Start Data shown

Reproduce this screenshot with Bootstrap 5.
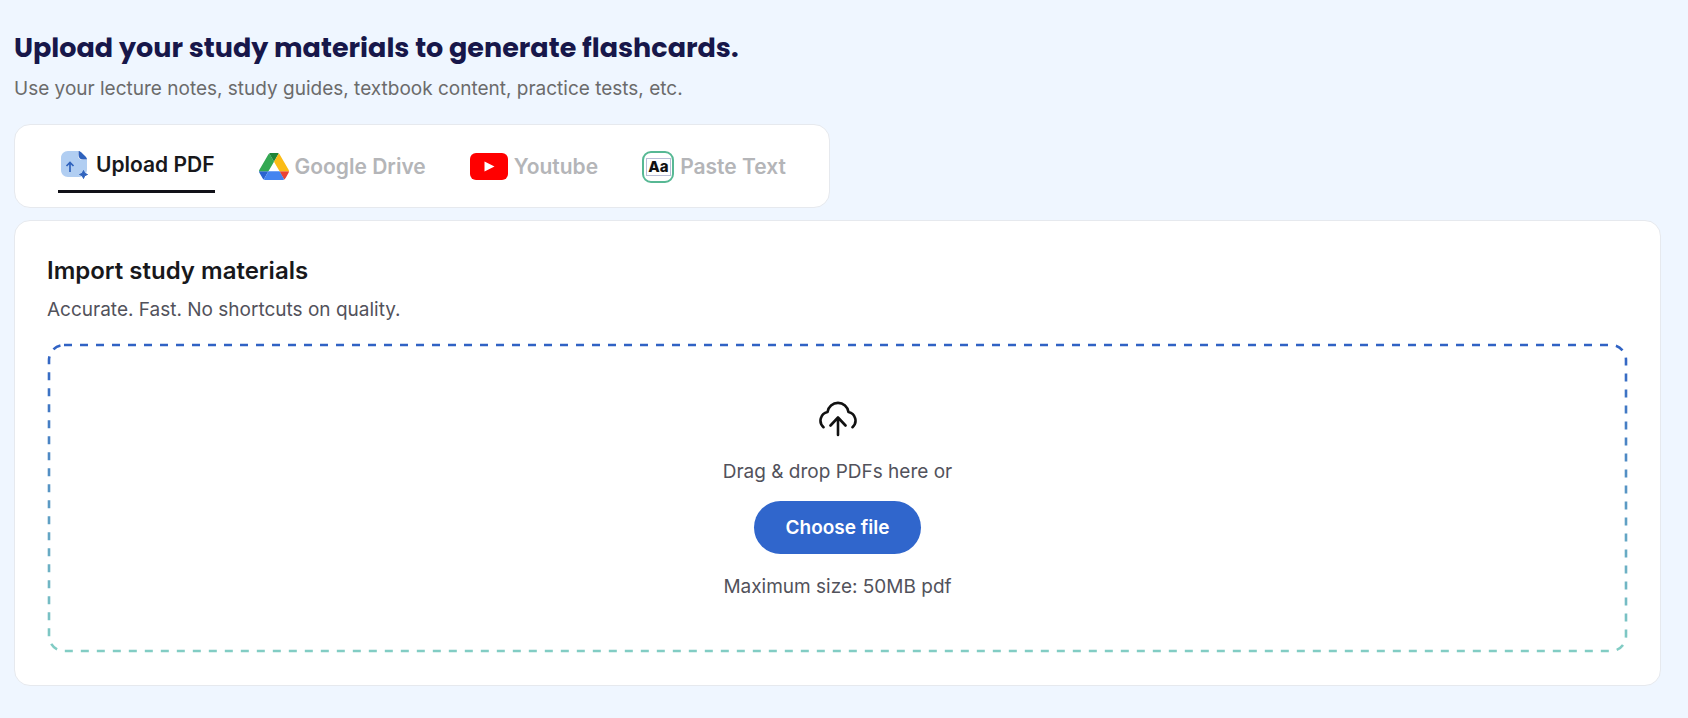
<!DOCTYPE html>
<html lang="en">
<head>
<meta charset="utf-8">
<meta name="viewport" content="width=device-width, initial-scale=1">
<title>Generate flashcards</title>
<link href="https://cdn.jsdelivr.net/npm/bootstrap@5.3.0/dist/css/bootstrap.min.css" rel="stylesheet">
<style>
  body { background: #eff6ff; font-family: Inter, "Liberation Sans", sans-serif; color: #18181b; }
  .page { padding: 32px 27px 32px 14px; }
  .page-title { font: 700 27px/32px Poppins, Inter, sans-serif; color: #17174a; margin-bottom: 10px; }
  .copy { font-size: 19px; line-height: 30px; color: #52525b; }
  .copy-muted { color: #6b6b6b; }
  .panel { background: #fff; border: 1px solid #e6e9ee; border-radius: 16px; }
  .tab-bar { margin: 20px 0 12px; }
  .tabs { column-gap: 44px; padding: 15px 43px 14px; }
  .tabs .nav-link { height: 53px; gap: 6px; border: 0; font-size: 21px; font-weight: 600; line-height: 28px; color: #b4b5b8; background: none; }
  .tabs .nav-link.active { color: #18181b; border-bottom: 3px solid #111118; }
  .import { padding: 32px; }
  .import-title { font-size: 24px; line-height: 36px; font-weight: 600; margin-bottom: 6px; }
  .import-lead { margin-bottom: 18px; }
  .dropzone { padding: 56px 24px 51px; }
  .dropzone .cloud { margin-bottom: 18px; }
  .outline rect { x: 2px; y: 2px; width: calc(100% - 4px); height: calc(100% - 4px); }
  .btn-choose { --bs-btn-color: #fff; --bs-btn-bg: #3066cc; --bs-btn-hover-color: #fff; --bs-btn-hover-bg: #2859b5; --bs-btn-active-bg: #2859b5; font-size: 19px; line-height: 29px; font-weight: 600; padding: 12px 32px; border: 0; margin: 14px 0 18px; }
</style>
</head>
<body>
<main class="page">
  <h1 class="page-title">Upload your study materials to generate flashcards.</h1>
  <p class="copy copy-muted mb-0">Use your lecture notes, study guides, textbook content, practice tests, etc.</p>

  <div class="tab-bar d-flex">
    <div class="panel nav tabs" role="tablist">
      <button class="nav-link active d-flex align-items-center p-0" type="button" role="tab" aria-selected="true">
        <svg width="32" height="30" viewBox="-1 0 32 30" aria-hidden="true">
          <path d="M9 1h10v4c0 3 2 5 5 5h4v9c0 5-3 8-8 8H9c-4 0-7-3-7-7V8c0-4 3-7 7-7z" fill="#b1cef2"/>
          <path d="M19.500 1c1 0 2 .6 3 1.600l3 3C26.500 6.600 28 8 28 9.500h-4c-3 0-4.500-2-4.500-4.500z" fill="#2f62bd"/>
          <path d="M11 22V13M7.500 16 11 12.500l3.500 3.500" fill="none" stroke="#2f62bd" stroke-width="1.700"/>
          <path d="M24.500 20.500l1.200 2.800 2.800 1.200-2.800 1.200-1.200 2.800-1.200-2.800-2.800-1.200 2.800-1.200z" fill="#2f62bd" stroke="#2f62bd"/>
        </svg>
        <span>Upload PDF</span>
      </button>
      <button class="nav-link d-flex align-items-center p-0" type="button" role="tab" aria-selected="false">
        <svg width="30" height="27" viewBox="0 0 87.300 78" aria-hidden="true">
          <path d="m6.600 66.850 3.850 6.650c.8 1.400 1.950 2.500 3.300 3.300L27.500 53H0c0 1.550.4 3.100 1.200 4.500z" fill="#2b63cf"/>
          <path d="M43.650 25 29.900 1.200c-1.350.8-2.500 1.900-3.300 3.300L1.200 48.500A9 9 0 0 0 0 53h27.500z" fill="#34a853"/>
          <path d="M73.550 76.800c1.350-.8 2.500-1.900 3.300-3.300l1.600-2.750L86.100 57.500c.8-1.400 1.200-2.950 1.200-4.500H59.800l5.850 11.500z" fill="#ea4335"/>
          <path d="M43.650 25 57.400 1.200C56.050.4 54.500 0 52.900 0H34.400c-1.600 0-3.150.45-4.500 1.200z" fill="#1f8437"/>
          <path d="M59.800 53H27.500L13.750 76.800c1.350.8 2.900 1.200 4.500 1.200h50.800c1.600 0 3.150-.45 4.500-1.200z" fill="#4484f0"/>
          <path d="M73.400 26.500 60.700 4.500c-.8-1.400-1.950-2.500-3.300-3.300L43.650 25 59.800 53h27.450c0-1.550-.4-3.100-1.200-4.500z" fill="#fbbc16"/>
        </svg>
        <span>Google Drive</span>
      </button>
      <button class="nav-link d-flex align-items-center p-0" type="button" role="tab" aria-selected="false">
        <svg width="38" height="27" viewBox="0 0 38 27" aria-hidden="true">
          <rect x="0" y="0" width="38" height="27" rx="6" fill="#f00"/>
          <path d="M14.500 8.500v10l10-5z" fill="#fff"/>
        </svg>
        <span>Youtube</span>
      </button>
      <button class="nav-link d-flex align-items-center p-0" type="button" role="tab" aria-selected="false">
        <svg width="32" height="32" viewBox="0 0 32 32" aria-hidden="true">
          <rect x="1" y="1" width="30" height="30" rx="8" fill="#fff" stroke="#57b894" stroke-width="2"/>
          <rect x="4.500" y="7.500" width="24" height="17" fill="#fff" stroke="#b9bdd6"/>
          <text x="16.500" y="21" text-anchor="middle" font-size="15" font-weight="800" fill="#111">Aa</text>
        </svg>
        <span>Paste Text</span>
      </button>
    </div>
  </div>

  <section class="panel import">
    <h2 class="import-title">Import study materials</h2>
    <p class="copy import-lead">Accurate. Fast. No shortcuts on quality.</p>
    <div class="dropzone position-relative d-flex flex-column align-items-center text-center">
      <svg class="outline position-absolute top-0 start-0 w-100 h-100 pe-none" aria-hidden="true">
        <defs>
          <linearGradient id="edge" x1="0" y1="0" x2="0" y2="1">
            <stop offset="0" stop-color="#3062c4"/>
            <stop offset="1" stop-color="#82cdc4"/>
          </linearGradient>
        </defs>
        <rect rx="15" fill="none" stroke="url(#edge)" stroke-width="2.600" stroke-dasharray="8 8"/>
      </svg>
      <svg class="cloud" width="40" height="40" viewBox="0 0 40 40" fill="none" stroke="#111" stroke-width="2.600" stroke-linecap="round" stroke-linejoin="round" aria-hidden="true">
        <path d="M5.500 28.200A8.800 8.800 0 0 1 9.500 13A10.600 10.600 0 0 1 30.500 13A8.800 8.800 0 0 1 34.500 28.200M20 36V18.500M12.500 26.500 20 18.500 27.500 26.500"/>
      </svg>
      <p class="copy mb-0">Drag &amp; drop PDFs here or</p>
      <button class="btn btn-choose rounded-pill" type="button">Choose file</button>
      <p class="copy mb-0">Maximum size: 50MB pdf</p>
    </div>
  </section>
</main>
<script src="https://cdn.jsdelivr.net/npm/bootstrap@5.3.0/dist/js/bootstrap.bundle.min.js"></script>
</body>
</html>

End Data shown

_Problem to solve_
Every line of the material is to be quoted exactly, with no pictures carried over.

_Task response_
Reproduce this screenshot with Bootstrap 5.
<!DOCTYPE html>
<html lang="en">
<head>
<meta charset="utf-8">
<meta name="viewport" content="width=device-width, initial-scale=1">
<title>Generate flashcards</title>
<link href="https://cdn.jsdelivr.net/npm/bootstrap@5.3.0/dist/css/bootstrap.min.css" rel="stylesheet">
<style>
  body { background: #eff6ff; font-family: Inter, "Liberation Sans", sans-serif; color: #18181b; }
  .page { padding: 32px 27px 32px 14px; }
  .page-title { font: 700 27px/32px Poppins, Inter, sans-serif; color: #17174a; margin-bottom: 10px; }
  .copy { font-size: 19px; line-height: 30px; color: #52525b; }
  .copy-muted { color: #6b6b6b; }
  .panel { background: #fff; border: 1px solid #e6e9ee; border-radius: 16px; }
  .tab-bar { margin: 20px 0 12px; }
  .tabs { column-gap: 44px; padding: 15px 43px 14px; }
  .tabs .nav-link { height: 53px; gap: 6px; border: 0; font-size: 21px; font-weight: 600; line-height: 28px; color: #b4b5b8; background: none; }
  .tabs .nav-link.active { color: #18181b; border-bottom: 3px solid #111118; }
  .import { padding: 32px; }
  .import-title { font-size: 24px; line-height: 36px; font-weight: 600; margin-bottom: 6px; }
  .import-lead { margin-bottom: 18px; }
  .dropzone { padding: 56px 24px 51px; }
  .dropzone .cloud { margin-bottom: 18px; }
  .outline rect { x: 2px; y: 2px; width: calc(100% - 4px); height: calc(100% - 4px); }
  .btn-choose { --bs-btn-color: #fff; --bs-btn-bg: #3066cc; --bs-btn-hover-color: #fff; --bs-btn-hover-bg: #2859b5; --bs-btn-active-bg: #2859b5; font-size: 19px; line-height: 29px; font-weight: 600; padding: 12px 32px; border: 0; margin: 14px 0 18px; }
</style>
</head>
<body>
<main class="page">
  <h1 class="page-title">Upload your study materials to generate flashcards.</h1>
  <p class="copy copy-muted mb-0">Use your lecture notes, study guides, textbook content, practice tests, etc.</p>

  <div class="tab-bar d-flex">
    <div class="panel nav tabs" role="tablist">
      <button class="nav-link active d-flex align-items-center p-0" type="button" role="tab" aria-selected="true">
        <svg width="32" height="30" viewBox="-1 0 32 30" aria-hidden="true">
          <path d="M9 1h10v4c0 3 2 5 5 5h4v9c0 5-3 8-8 8H9c-4 0-7-3-7-7V8c0-4 3-7 7-7z" fill="#b1cef2"/>
          <path d="M19.500 1c1 0 2 .6 3 1.600l3 3C26.500 6.600 28 8 28 9.500h-4c-3 0-4.500-2-4.500-4.500z" fill="#2f62bd"/>
          <path d="M11 22V13M7.500 16 11 12.500l3.500 3.500" fill="none" stroke="#2f62bd" stroke-width="1.700"/>
          <path d="M24.500 20.500l1.200 2.800 2.800 1.200-2.800 1.200-1.200 2.800-1.200-2.800-2.800-1.200 2.800-1.200z" fill="#2f62bd" stroke="#2f62bd"/>
        </svg>
        <span>Upload PDF</span>
      </button>
      <button class="nav-link d-flex align-items-center p-0" type="button" role="tab" aria-selected="false">
        <svg width="30" height="27" viewBox="0 0 87.300 78" aria-hidden="true">
          <path d="m6.600 66.850 3.850 6.650c.8 1.400 1.950 2.500 3.300 3.300L27.500 53H0c0 1.550.4 3.100 1.200 4.500z" fill="#2b63cf"/>
          <path d="M43.650 25 29.900 1.200c-1.350.8-2.500 1.900-3.300 3.300L1.200 48.500A9 9 0 0 0 0 53h27.500z" fill="#34a853"/>
          <path d="M73.550 76.800c1.350-.8 2.500-1.900 3.300-3.300l1.600-2.750L86.100 57.500c.8-1.400 1.200-2.950 1.200-4.500H59.800l5.850 11.500z" fill="#ea4335"/>
          <path d="M43.650 25 57.400 1.200C56.050.4 54.500 0 52.900 0H34.400c-1.600 0-3.150.45-4.500 1.200z" fill="#1f8437"/>
          <path d="M59.800 53H27.500L13.750 76.800c1.350.8 2.900 1.200 4.500 1.200h50.800c1.600 0 3.150-.45 4.500-1.200z" fill="#4484f0"/>
          <path d="M73.400 26.500 60.700 4.500c-.8-1.400-1.950-2.500-3.300-3.300L43.650 25 59.800 53h27.450c0-1.550-.4-3.100-1.200-4.500z" fill="#fbbc16"/>
        </svg>
        <span>Google Drive</span>
      </button>
      <button class="nav-link d-flex align-items-center p-0" type="button" role="tab" aria-selected="false">
        <svg width="38" height="27" viewBox="0 0 38 27" aria-hidden="true">
          <rect x="0" y="0" width="38" height="27" rx="6" fill="#f00"/>
          <path d="M14.500 8.500v10l10-5z" fill="#fff"/>
        </svg>
        <span>Youtube</span>
      </button>
      <button class="nav-link d-flex align-items-center p-0" type="button" role="tab" aria-selected="false">
        <svg width="32" height="32" viewBox="0 0 32 32" aria-hidden="true">
          <rect x="1" y="1" width="30" height="30" rx="8" fill="#fff" stroke="#57b894" stroke-width="2"/>
          <rect x="4.500" y="7.500" width="24" height="17" fill="#fff" stroke="#b9bdd6"/>
          <text x="16.500" y="21" text-anchor="middle" font-size="15" font-weight="800" fill="#111">Aa</text>
        </svg>
        <span>Paste Text</span>
      </button>
    </div>
  </div>

  <section class="panel import">
    <h2 class="import-title">Import study materials</h2>
    <p class="copy import-lead">Accurate. Fast. No shortcuts on quality.</p>
    <div class="dropzone position-relative d-flex flex-column align-items-center text-center">
      <svg class="outline position-absolute top-0 start-0 w-100 h-100 pe-none" aria-hidden="true">
        <defs>
          <linearGradient id="edge" x1="0" y1="0" x2="0" y2="1">
            <stop offset="0" stop-color="#3062c4"/>
            <stop offset="1" stop-color="#82cdc4"/>
          </linearGradient>
        </defs>
        <rect rx="15" fill="none" stroke="url(#edge)" stroke-width="2.600" stroke-dasharray="8 8"/>
      </svg>
      <svg class="cloud" width="40" height="40" viewBox="0 0 40 40" fill="none" stroke="#111" stroke-width="2.600" stroke-linecap="round" stroke-linejoin="round" aria-hidden="true">
        <path d="M5.500 28.200A8.800 8.800 0 0 1 9.500 13A10.600 10.600 0 0 1 30.500 13A8.800 8.800 0 0 1 34.500 28.200M20 36V18.500M12.500 26.500 20 18.500 27.500 26.500"/>
      </svg>
      <p class="copy mb-0">Drag &amp; drop PDFs here or</p>
      <button class="btn btn-choose rounded-pill" type="button">Choose file</button>
      <p class="copy mb-0">Maximum size: 50MB pdf</p>
    </div>
  </section>
</main>
<script src="https://cdn.jsdelivr.net/npm/bootstrap@5.3.0/dist/js/bootstrap.bundle.min.js"></script>
</body>
</html>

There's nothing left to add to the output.